Data provided:
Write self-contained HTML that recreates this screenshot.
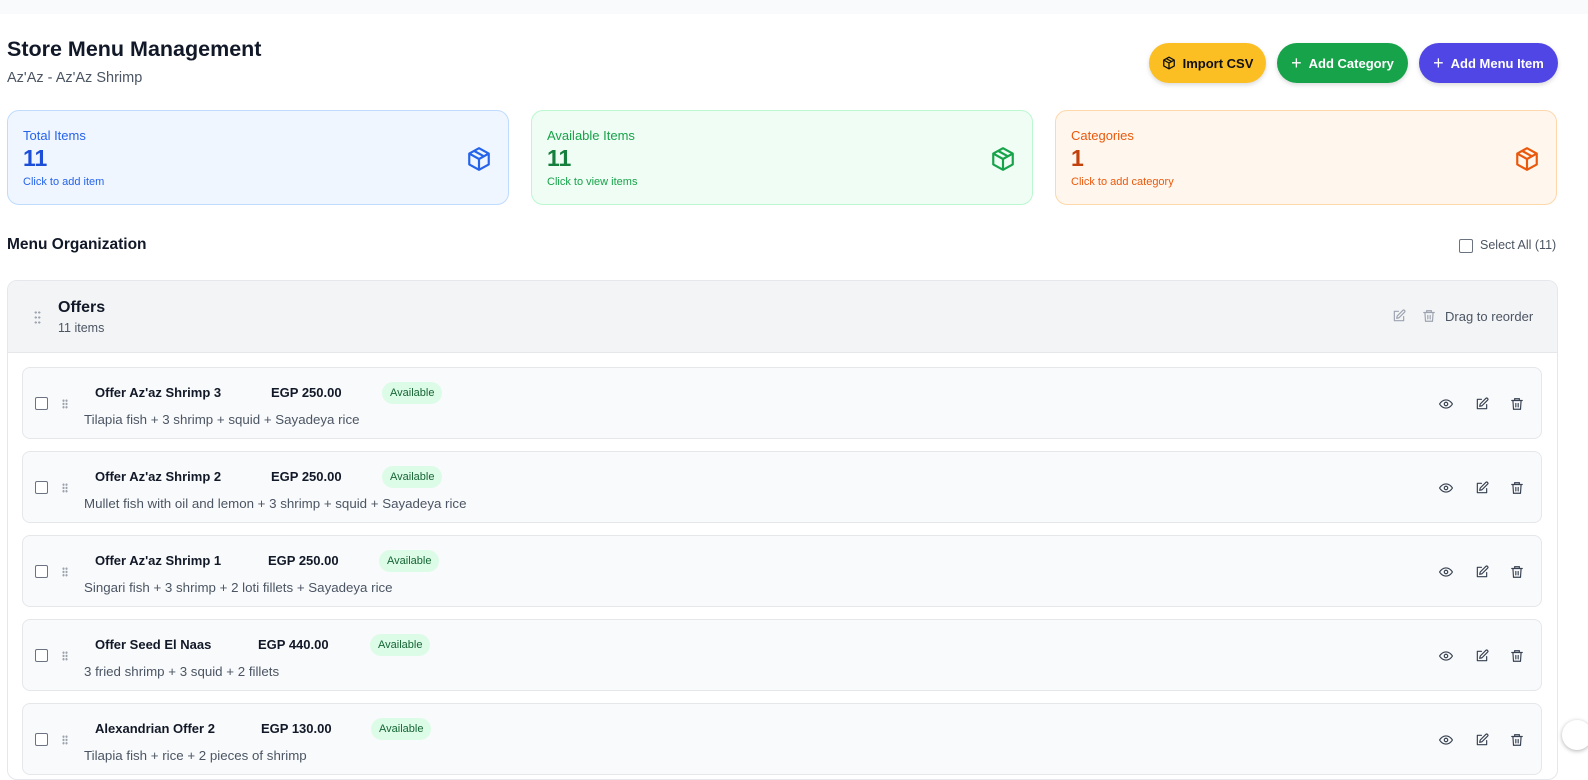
<!DOCTYPE html>
<html><head><meta charset="utf-8"><style>
*{box-sizing:border-box;margin:0;padding:0}
body{width:1588px;height:767px;overflow:hidden;background:#fff;font-family:"Liberation Sans",Arial,sans-serif;position:relative;color:#111827}
.abs{position:absolute}
.btn{position:absolute;top:43px;height:40px;border-radius:20px;font-size:13px;font-weight:bold;display:flex;align-items:center;justify-content:center;gap:7px;box-shadow:0 2px 5px rgba(0,0,0,.15)}
.card{position:absolute;top:110px;width:502px;height:95px;border-radius:12px;border:1px solid}
.card .t{position:absolute;left:15px;top:17px;font-size:13px}
.card .n{position:absolute;left:15px;top:34px;font-size:23px;font-weight:bold}
.card .s{position:absolute;left:15px;top:65px;font-size:11px}
.card svg{position:absolute;right:16px;top:35px}
.item{position:absolute;left:22px;width:1520px;height:72px;background:#f9fafb;border:1px solid #e5e7eb;border-radius:8px}
.cb{position:absolute;width:13px;height:13px;border:1.5px solid #6b7280;border-radius:2px;background:#fff}
.item .nm{position:absolute;top:17px;font-size:13px;font-weight:bold;color:#111827}
.item .pr{position:absolute;top:17px;font-size:13px;font-weight:bold;color:#111827}
.badge{position:absolute;top:14px;height:22px;padding:0 8px;border-radius:11px;background:#dcfce7;color:#166534;font-size:11px;line-height:22px}
.item .ds{position:absolute;left:61px;top:44px;font-size:13.3px;color:#4b5563}
.dots{position:absolute;width:6px;height:10px;background:radial-gradient(circle,#9ca3af 1px,transparent 1.3px) 0 0/3px 3.3px}
.ic{position:absolute;top:29px}
</style></head><body>
<div class="abs" style="left:0;top:0;width:1588px;height:14px;background:#f8fafc"></div>
<div class="abs" style="left:7px;top:37px;font-size:21.5px;font-weight:bold">Store Menu Management</div>
<div class="abs" style="left:7px;top:70px;font-size:14.5px;color:#4b5563">Az'Az - Az'Az Shrimp</div>

<div class="btn" style="left:1149px;width:117px;background:#fbbf24;color:#111">
<svg width="14" height="14" viewBox="0 0 24 24" fill="none" stroke="#111" stroke-width="2.2" stroke-linejoin="round"><path d="M12 2l9 5v10l-9 5-9-5V7z"/><path d="M3 7l9 5 9-5M12 12v10M7.5 4.5l9 5"/></svg>Import CSV</div>
<div class="btn" style="left:1277px;width:131px;background:#16a34a;color:#fff"><span style="font-size:18px;font-weight:normal">+</span>Add Category</div>
<div class="btn" style="left:1419px;width:139px;background:#4f46e5;color:#fff"><span style="font-size:18px;font-weight:normal">+</span>Add Menu Item</div>

<div class="card" style="left:7px;background:#eff6ff;border-color:#bfdbfe;color:#2563eb"><div class="t">Total Items</div><div class="n" style="color:#1d4ed8">11</div><div class="s">Click to add item</div>
<svg width="26" height="26" viewBox="0 0 24 24" fill="none" stroke="#2563eb" stroke-width="2" stroke-linejoin="round"><path d="M12 2l9 5v10l-9 5-9-5V7z"/><path d="M3 7l9 5 9-5M12 12v10M7.5 4.5l9 5"/></svg></div>
<div class="card" style="left:531px;background:#f0fdf4;border-color:#bbf7d0;color:#16a34a"><div class="t">Available Items</div><div class="n" style="color:#15803d">11</div><div class="s">Click to view items</div>
<svg width="26" height="26" viewBox="0 0 24 24" fill="none" stroke="#16a34a" stroke-width="2" stroke-linejoin="round"><path d="M12 2l9 5v10l-9 5-9-5V7z"/><path d="M3 7l9 5 9-5M12 12v10M7.5 4.5l9 5"/></svg></div>
<div class="card" style="left:1055px;background:#fff7ed;border-color:#fed7aa;color:#ea580c"><div class="t">Categories</div><div class="n" style="color:#c2410c">1</div><div class="s">Click to add category</div>
<svg width="26" height="26" viewBox="0 0 24 24" fill="none" stroke="#ea580c" stroke-width="2" stroke-linejoin="round"><path d="M12 2l9 5v10l-9 5-9-5V7z"/><path d="M3 7l9 5 9-5M12 12v10M7.5 4.5l9 5"/></svg></div>

<div class="abs" style="left:7px;top:236px;font-size:15.5px;font-weight:bold">Menu Organization</div>
<div class="cb" style="left:1459px;top:239px;width:14px;height:14px;border-color:#6b7280"></div>
<div class="abs" style="left:1480px;top:238px;font-size:12.5px;color:#4b5563">Select All (11)</div>

<div class="abs" style="left:7px;top:280px;width:1551px;height:500px;border:1px solid #e5e7eb;border-radius:10px;overflow:hidden">
<div style="height:72px;background:#f3f4f6;border-bottom:1px solid #e5e7eb;position:relative">
<div class="dots" style="left:26px;top:29px;width:7px;height:15px;background-size:3.5px 5px"></div>
<div class="abs" style="left:50px;top:18px;font-size:16px;font-weight:bold">Offers</div>
<div class="abs" style="left:50px;top:40px;font-size:12.5px;color:#4b5563">11 items</div>
<svg class="abs" style="left:1384px;top:28px" width="14" height="14" viewBox="0 0 24 24" fill="none" stroke="#9ca3af" stroke-width="2" stroke-linecap="round" stroke-linejoin="round"><path d="M11 4H4v16h16v-7"/><path d="M18.5 2.5a2.1 2.1 0 013 3L12 15l-4 1 1-4z"/></svg>
<svg class="abs" style="left:1414px;top:28px" width="14" height="14" viewBox="0 0 24 24" fill="none" stroke="#9ca3af" stroke-width="2" stroke-linecap="round"><path d="M3 6h18M8 6V3h8v3M5 6l1 15h12l1-15M10 11v6M14 11v6"/></svg>
<div class="abs" style="left:1437px;top:28px;font-size:13px;color:#4b5563">Drag to reorder</div>
</div>
</div>

<div class="item" style="top:367px"><div class="cb" style="left:12px;top:29px"></div><div class="dots" style="left:39px;top:31px"></div><div class="nm" style="left:72px">Offer Az'az Shrimp 3</div><div class="pr" style="left:248px">EGP 250.00</div><div class="badge" style="left:359px">Available</div><div class="ds">Tilapia fish + 3 shrimp + squid + Sayadeya rice</div>
<svg class="ic" style="left:1415px" width="16" height="14" viewBox="0 0 24 24" fill="none" stroke="#374151" stroke-width="2"><path d="M1 12s4-7 11-7 11 7 11 7-4 7-11 7S1 12 1 12z"/><circle cx="12" cy="12" r="3"/></svg>
<svg class="ic" style="left:1452px" width="14" height="14" viewBox="0 0 24 24" fill="none" stroke="#374151" stroke-width="2" stroke-linecap="round" stroke-linejoin="round"><path d="M11 4H4v16h16v-7"/><path d="M18.5 2.5a2.1 2.1 0 013 3L12 15l-4 1 1-4z"/></svg>
<svg class="ic" style="left:1487px" width="14" height="14" viewBox="0 0 24 24" fill="none" stroke="#374151" stroke-width="2" stroke-linecap="round"><path d="M3 6h18M8 6V3h8v3M5 6l1 15h12l1-15M10 11v6M14 11v6"/></svg></div>

<div class="item" style="top:451px"><div class="cb" style="left:12px;top:29px"></div><div class="dots" style="left:39px;top:31px"></div><div class="nm" style="left:72px">Offer Az'az Shrimp 2</div><div class="pr" style="left:248px">EGP 250.00</div><div class="badge" style="left:359px">Available</div><div class="ds">Mullet fish with oil and lemon + 3 shrimp + squid + Sayadeya rice</div>
<svg class="ic" style="left:1415px" width="16" height="14" viewBox="0 0 24 24" fill="none" stroke="#374151" stroke-width="2"><path d="M1 12s4-7 11-7 11 7 11 7-4 7-11 7S1 12 1 12z"/><circle cx="12" cy="12" r="3"/></svg>
<svg class="ic" style="left:1452px" width="14" height="14" viewBox="0 0 24 24" fill="none" stroke="#374151" stroke-width="2" stroke-linecap="round" stroke-linejoin="round"><path d="M11 4H4v16h16v-7"/><path d="M18.5 2.5a2.1 2.1 0 013 3L12 15l-4 1 1-4z"/></svg>
<svg class="ic" style="left:1487px" width="14" height="14" viewBox="0 0 24 24" fill="none" stroke="#374151" stroke-width="2" stroke-linecap="round"><path d="M3 6h18M8 6V3h8v3M5 6l1 15h12l1-15M10 11v6M14 11v6"/></svg></div>

<div class="item" style="top:535px"><div class="cb" style="left:12px;top:29px"></div><div class="dots" style="left:39px;top:31px"></div><div class="nm" style="left:72px">Offer Az'az Shrimp 1</div><div class="pr" style="left:245px">EGP 250.00</div><div class="badge" style="left:356px">Available</div><div class="ds">Singari fish + 3 shrimp + 2 loti fillets + Sayadeya rice</div>
<svg class="ic" style="left:1415px" width="16" height="14" viewBox="0 0 24 24" fill="none" stroke="#374151" stroke-width="2"><path d="M1 12s4-7 11-7 11 7 11 7-4 7-11 7S1 12 1 12z"/><circle cx="12" cy="12" r="3"/></svg>
<svg class="ic" style="left:1452px" width="14" height="14" viewBox="0 0 24 24" fill="none" stroke="#374151" stroke-width="2" stroke-linecap="round" stroke-linejoin="round"><path d="M11 4H4v16h16v-7"/><path d="M18.5 2.5a2.1 2.1 0 013 3L12 15l-4 1 1-4z"/></svg>
<svg class="ic" style="left:1487px" width="14" height="14" viewBox="0 0 24 24" fill="none" stroke="#374151" stroke-width="2" stroke-linecap="round"><path d="M3 6h18M8 6V3h8v3M5 6l1 15h12l1-15M10 11v6M14 11v6"/></svg></div>

<div class="item" style="top:619px"><div class="cb" style="left:12px;top:29px"></div><div class="dots" style="left:39px;top:31px"></div><div class="nm" style="left:72px">Offer Seed El Naas</div><div class="pr" style="left:235px">EGP 440.00</div><div class="badge" style="left:347px">Available</div><div class="ds">3 fried shrimp + 3 squid + 2 fillets</div>
<svg class="ic" style="left:1415px" width="16" height="14" viewBox="0 0 24 24" fill="none" stroke="#374151" stroke-width="2"><path d="M1 12s4-7 11-7 11 7 11 7-4 7-11 7S1 12 1 12z"/><circle cx="12" cy="12" r="3"/></svg>
<svg class="ic" style="left:1452px" width="14" height="14" viewBox="0 0 24 24" fill="none" stroke="#374151" stroke-width="2" stroke-linecap="round" stroke-linejoin="round"><path d="M11 4H4v16h16v-7"/><path d="M18.5 2.5a2.1 2.1 0 013 3L12 15l-4 1 1-4z"/></svg>
<svg class="ic" style="left:1487px" width="14" height="14" viewBox="0 0 24 24" fill="none" stroke="#374151" stroke-width="2" stroke-linecap="round"><path d="M3 6h18M8 6V3h8v3M5 6l1 15h12l1-15M10 11v6M14 11v6"/></svg></div>

<div class="item" style="top:703px"><div class="cb" style="left:12px;top:29px"></div><div class="dots" style="left:39px;top:31px"></div><div class="nm" style="left:72px">Alexandrian Offer 2</div><div class="pr" style="left:238px">EGP 130.00</div><div class="badge" style="left:348px">Available</div><div class="ds">Tilapia fish + rice + 2 pieces of shrimp</div>
<svg class="ic" style="left:1415px" width="16" height="14" viewBox="0 0 24 24" fill="none" stroke="#374151" stroke-width="2"><path d="M1 12s4-7 11-7 11 7 11 7-4 7-11 7S1 12 1 12z"/><circle cx="12" cy="12" r="3"/></svg>
<svg class="ic" style="left:1452px" width="14" height="14" viewBox="0 0 24 24" fill="none" stroke="#374151" stroke-width="2" stroke-linecap="round" stroke-linejoin="round"><path d="M11 4H4v16h16v-7"/><path d="M18.5 2.5a2.1 2.1 0 013 3L12 15l-4 1 1-4z"/></svg>
<svg class="ic" style="left:1487px" width="14" height="14" viewBox="0 0 24 24" fill="none" stroke="#374151" stroke-width="2" stroke-linecap="round"><path d="M3 6h18M8 6V3h8v3M5 6l1 15h12l1-15M10 11v6M14 11v6"/></svg></div>

<div class="abs" style="left:1562px;top:720px;width:30px;height:30px;border-radius:50%;background:#fff;box-shadow:0 1px 4px rgba(0,0,0,.3)"></div>
</body></html>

To do:
Output exactly the span of lines from the top of the listing through the line holding "- Az'Az Shrimp</div>", and leave every picture out.

Task response:
Write self-contained HTML that recreates this screenshot.
<!DOCTYPE html>
<html><head><meta charset="utf-8"><style>
*{box-sizing:border-box;margin:0;padding:0}
body{width:1588px;height:767px;overflow:hidden;background:#fff;font-family:"Liberation Sans",Arial,sans-serif;position:relative;color:#111827}
.abs{position:absolute}
.btn{position:absolute;top:43px;height:40px;border-radius:20px;font-size:13px;font-weight:bold;display:flex;align-items:center;justify-content:center;gap:7px;box-shadow:0 2px 5px rgba(0,0,0,.15)}
.card{position:absolute;top:110px;width:502px;height:95px;border-radius:12px;border:1px solid}
.card .t{position:absolute;left:15px;top:17px;font-size:13px}
.card .n{position:absolute;left:15px;top:34px;font-size:23px;font-weight:bold}
.card .s{position:absolute;left:15px;top:65px;font-size:11px}
.card svg{position:absolute;right:16px;top:35px}
.item{position:absolute;left:22px;width:1520px;height:72px;background:#f9fafb;border:1px solid #e5e7eb;border-radius:8px}
.cb{position:absolute;width:13px;height:13px;border:1.5px solid #6b7280;border-radius:2px;background:#fff}
.item .nm{position:absolute;top:17px;font-size:13px;font-weight:bold;color:#111827}
.item .pr{position:absolute;top:17px;font-size:13px;font-weight:bold;color:#111827}
.badge{position:absolute;top:14px;height:22px;padding:0 8px;border-radius:11px;background:#dcfce7;color:#166534;font-size:11px;line-height:22px}
.item .ds{position:absolute;left:61px;top:44px;font-size:13.3px;color:#4b5563}
.dots{position:absolute;width:6px;height:10px;background:radial-gradient(circle,#9ca3af 1px,transparent 1.3px) 0 0/3px 3.3px}
.ic{position:absolute;top:29px}
</style></head><body>
<div class="abs" style="left:0;top:0;width:1588px;height:14px;background:#f8fafc"></div>
<div class="abs" style="left:7px;top:37px;font-size:21.5px;font-weight:bold">Store Menu Management</div>
<div class="abs" style="left:7px;top:70px;font-size:14.5px;color:#4b5563">Az'Az - Az'Az Shrimp</div>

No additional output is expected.